» **Exercise details**
Repeat the whole listing below, word for word.

» **Stored data**

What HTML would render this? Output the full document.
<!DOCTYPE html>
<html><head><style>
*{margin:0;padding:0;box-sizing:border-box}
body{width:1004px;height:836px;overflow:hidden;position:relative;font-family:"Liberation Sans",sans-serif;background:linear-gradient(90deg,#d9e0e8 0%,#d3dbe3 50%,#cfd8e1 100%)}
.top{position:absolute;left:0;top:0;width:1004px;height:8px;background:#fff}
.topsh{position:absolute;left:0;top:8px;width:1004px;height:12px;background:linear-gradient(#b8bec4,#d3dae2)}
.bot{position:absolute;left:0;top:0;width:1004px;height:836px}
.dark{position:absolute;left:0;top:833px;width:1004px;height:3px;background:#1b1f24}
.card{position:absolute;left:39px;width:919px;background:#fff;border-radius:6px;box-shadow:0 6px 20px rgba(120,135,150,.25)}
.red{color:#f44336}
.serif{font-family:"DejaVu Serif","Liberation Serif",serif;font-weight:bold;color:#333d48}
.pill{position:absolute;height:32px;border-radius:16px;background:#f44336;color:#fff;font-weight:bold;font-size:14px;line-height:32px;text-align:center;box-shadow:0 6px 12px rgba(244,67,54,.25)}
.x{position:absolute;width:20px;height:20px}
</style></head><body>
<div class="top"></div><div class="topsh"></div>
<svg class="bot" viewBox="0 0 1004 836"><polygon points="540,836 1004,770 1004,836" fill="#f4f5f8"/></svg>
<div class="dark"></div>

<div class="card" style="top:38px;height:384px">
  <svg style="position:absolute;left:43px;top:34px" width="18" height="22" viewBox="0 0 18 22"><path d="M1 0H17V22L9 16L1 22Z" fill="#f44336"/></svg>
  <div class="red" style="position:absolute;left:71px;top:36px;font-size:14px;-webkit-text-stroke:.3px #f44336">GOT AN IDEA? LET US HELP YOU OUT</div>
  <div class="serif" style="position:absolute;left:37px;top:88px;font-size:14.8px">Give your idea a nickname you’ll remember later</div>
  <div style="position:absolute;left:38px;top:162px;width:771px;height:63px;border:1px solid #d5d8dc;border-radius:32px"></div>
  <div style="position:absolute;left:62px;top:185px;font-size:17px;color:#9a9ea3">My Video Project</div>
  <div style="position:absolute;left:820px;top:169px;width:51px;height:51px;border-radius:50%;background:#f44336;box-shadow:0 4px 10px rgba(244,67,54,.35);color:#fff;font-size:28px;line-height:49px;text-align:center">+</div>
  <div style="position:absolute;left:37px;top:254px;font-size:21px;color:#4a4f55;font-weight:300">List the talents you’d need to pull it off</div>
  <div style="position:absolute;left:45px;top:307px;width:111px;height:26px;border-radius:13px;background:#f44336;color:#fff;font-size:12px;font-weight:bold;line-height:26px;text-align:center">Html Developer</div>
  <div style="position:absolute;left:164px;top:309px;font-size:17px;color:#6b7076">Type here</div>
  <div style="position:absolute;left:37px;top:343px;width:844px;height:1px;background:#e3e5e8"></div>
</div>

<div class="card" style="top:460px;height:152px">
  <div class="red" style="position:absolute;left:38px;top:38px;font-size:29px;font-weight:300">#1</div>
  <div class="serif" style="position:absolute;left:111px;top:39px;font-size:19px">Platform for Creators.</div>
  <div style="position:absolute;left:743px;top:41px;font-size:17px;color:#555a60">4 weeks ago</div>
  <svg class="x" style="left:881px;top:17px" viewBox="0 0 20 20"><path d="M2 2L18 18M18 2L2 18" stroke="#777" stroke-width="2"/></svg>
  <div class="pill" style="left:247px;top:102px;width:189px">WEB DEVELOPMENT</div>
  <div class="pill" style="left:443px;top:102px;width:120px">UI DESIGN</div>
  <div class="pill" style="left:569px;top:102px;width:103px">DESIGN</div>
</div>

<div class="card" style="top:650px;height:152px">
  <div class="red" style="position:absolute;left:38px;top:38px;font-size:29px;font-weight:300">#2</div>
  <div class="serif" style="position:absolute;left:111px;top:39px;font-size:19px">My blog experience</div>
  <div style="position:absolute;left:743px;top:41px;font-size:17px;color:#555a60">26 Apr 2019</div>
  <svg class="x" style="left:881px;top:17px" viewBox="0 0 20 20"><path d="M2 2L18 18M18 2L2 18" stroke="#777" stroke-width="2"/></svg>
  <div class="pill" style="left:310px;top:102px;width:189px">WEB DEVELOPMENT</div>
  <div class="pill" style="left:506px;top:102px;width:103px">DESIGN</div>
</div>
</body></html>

» **Written answer**
What HTML would render this? Output the full document.
<!DOCTYPE html>
<html><head><style>
*{margin:0;padding:0;box-sizing:border-box}
body{width:1004px;height:836px;overflow:hidden;position:relative;font-family:"Liberation Sans",sans-serif;background:linear-gradient(90deg,#d9e0e8 0%,#d3dbe3 50%,#cfd8e1 100%)}
.top{position:absolute;left:0;top:0;width:1004px;height:8px;background:#fff}
.topsh{position:absolute;left:0;top:8px;width:1004px;height:12px;background:linear-gradient(#b8bec4,#d3dae2)}
.bot{position:absolute;left:0;top:0;width:1004px;height:836px}
.dark{position:absolute;left:0;top:833px;width:1004px;height:3px;background:#1b1f24}
.card{position:absolute;left:39px;width:919px;background:#fff;border-radius:6px;box-shadow:0 6px 20px rgba(120,135,150,.25)}
.red{color:#f44336}
.serif{font-family:"DejaVu Serif","Liberation Serif",serif;font-weight:bold;color:#333d48}
.pill{position:absolute;height:32px;border-radius:16px;background:#f44336;color:#fff;font-weight:bold;font-size:14px;line-height:32px;text-align:center;box-shadow:0 6px 12px rgba(244,67,54,.25)}
.x{position:absolute;width:20px;height:20px}
</style></head><body>
<div class="top"></div><div class="topsh"></div>
<svg class="bot" viewBox="0 0 1004 836"><polygon points="540,836 1004,770 1004,836" fill="#f4f5f8"/></svg>
<div class="dark"></div>

<div class="card" style="top:38px;height:384px">
  <svg style="position:absolute;left:43px;top:34px" width="18" height="22" viewBox="0 0 18 22"><path d="M1 0H17V22L9 16L1 22Z" fill="#f44336"/></svg>
  <div class="red" style="position:absolute;left:71px;top:36px;font-size:14px;-webkit-text-stroke:.3px #f44336">GOT AN IDEA? LET US HELP YOU OUT</div>
  <div class="serif" style="position:absolute;left:37px;top:88px;font-size:14.8px">Give your idea a nickname you’ll remember later</div>
  <div style="position:absolute;left:38px;top:162px;width:771px;height:63px;border:1px solid #d5d8dc;border-radius:32px"></div>
  <div style="position:absolute;left:62px;top:185px;font-size:17px;color:#9a9ea3">My Video Project</div>
  <div style="position:absolute;left:820px;top:169px;width:51px;height:51px;border-radius:50%;background:#f44336;box-shadow:0 4px 10px rgba(244,67,54,.35);color:#fff;font-size:28px;line-height:49px;text-align:center">+</div>
  <div style="position:absolute;left:37px;top:254px;font-size:21px;color:#4a4f55;font-weight:300">List the talents you’d need to pull it off</div>
  <div style="position:absolute;left:45px;top:307px;width:111px;height:26px;border-radius:13px;background:#f44336;color:#fff;font-size:12px;font-weight:bold;line-height:26px;text-align:center">Html Developer</div>
  <div style="position:absolute;left:164px;top:309px;font-size:17px;color:#6b7076">Type here</div>
  <div style="position:absolute;left:37px;top:343px;width:844px;height:1px;background:#e3e5e8"></div>
</div>

<div class="card" style="top:460px;height:152px">
  <div class="red" style="position:absolute;left:38px;top:38px;font-size:29px;font-weight:300">#1</div>
  <div class="serif" style="position:absolute;left:111px;top:39px;font-size:19px">Platform for Creators.</div>
  <div style="position:absolute;left:743px;top:41px;font-size:17px;color:#555a60">4 weeks ago</div>
  <svg class="x" style="left:881px;top:17px" viewBox="0 0 20 20"><path d="M2 2L18 18M18 2L2 18" stroke="#777" stroke-width="2"/></svg>
  <div class="pill" style="left:247px;top:102px;width:189px">WEB DEVELOPMENT</div>
  <div class="pill" style="left:443px;top:102px;width:120px">UI DESIGN</div>
  <div class="pill" style="left:569px;top:102px;width:103px">DESIGN</div>
</div>

<div class="card" style="top:650px;height:152px">
  <div class="red" style="position:absolute;left:38px;top:38px;font-size:29px;font-weight:300">#2</div>
  <div class="serif" style="position:absolute;left:111px;top:39px;font-size:19px">My blog experience</div>
  <div style="position:absolute;left:743px;top:41px;font-size:17px;color:#555a60">26 Apr 2019</div>
  <svg class="x" style="left:881px;top:17px" viewBox="0 0 20 20"><path d="M2 2L18 18M18 2L2 18" stroke="#777" stroke-width="2"/></svg>
  <div class="pill" style="left:310px;top:102px;width:189px">WEB DEVELOPMENT</div>
  <div class="pill" style="left:506px;top:102px;width:103px">DESIGN</div>
</div>
</body></html>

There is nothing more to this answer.